GOAL: Identify the lines that contain the word "TypeScript", then copy them.

DATA SUPPLIED:
(begin)

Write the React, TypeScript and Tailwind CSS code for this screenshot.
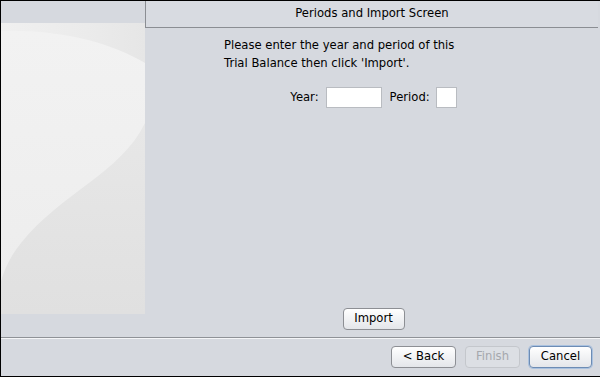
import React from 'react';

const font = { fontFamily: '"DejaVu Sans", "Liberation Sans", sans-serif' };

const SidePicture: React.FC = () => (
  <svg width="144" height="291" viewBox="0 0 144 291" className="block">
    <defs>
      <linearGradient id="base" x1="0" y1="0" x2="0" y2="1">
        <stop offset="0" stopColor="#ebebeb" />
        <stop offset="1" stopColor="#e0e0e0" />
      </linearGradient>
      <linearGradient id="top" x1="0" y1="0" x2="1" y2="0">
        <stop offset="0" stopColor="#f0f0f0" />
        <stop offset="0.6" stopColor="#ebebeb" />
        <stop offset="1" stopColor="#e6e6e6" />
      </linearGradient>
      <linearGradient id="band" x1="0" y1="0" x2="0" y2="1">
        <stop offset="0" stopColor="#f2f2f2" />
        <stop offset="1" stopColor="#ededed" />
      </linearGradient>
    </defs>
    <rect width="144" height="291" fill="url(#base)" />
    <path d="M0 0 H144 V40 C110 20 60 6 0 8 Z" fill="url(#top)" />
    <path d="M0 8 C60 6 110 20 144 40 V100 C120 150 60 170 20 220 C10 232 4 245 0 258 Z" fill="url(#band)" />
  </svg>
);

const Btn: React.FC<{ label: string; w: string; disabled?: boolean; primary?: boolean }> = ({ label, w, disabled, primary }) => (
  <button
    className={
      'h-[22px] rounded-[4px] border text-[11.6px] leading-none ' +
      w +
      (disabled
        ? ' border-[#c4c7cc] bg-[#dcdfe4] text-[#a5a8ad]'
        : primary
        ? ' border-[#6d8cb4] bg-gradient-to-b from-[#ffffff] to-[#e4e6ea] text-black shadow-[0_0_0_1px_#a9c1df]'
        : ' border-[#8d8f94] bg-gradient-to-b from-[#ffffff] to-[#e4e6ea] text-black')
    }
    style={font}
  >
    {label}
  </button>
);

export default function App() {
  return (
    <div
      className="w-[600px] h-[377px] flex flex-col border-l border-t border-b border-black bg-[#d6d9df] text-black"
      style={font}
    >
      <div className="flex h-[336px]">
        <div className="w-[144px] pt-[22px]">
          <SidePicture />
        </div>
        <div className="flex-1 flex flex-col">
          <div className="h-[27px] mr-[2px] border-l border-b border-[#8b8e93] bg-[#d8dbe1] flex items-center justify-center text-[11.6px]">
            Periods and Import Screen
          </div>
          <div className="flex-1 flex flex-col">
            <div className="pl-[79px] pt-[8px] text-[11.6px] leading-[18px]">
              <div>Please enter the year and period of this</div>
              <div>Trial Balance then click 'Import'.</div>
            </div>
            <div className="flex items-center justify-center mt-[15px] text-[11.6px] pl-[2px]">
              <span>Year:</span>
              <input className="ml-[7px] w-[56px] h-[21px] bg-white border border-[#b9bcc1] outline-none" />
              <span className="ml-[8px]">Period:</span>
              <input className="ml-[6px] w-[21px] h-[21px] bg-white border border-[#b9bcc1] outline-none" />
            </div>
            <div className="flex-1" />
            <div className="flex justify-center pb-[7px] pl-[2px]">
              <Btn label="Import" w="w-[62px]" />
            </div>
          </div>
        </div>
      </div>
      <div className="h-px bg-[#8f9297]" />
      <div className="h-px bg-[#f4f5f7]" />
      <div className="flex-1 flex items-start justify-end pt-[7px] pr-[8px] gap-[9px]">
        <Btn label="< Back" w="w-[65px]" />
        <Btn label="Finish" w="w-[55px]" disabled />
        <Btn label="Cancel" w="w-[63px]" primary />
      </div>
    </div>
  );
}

(end)
(begin)

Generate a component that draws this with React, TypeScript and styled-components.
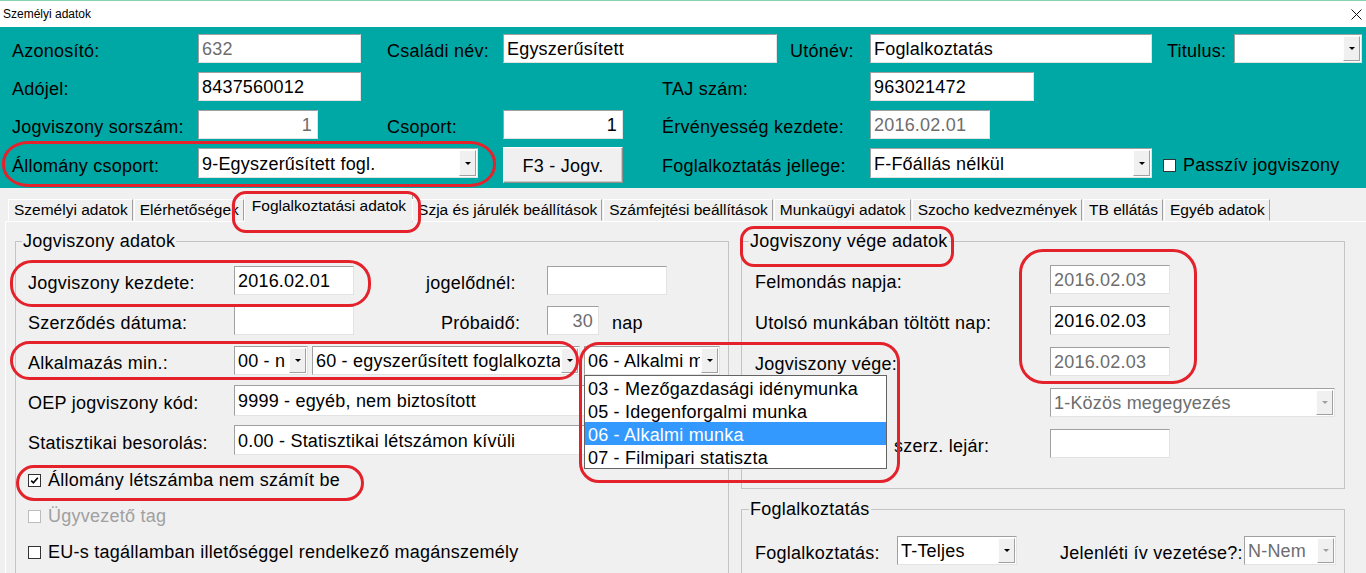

(end)

WRITTEN RESPONSE:
Write the React, TypeScript and Tailwind CSS code for this screenshot.
Generate a component that draws this with React, TypeScript and styled-components.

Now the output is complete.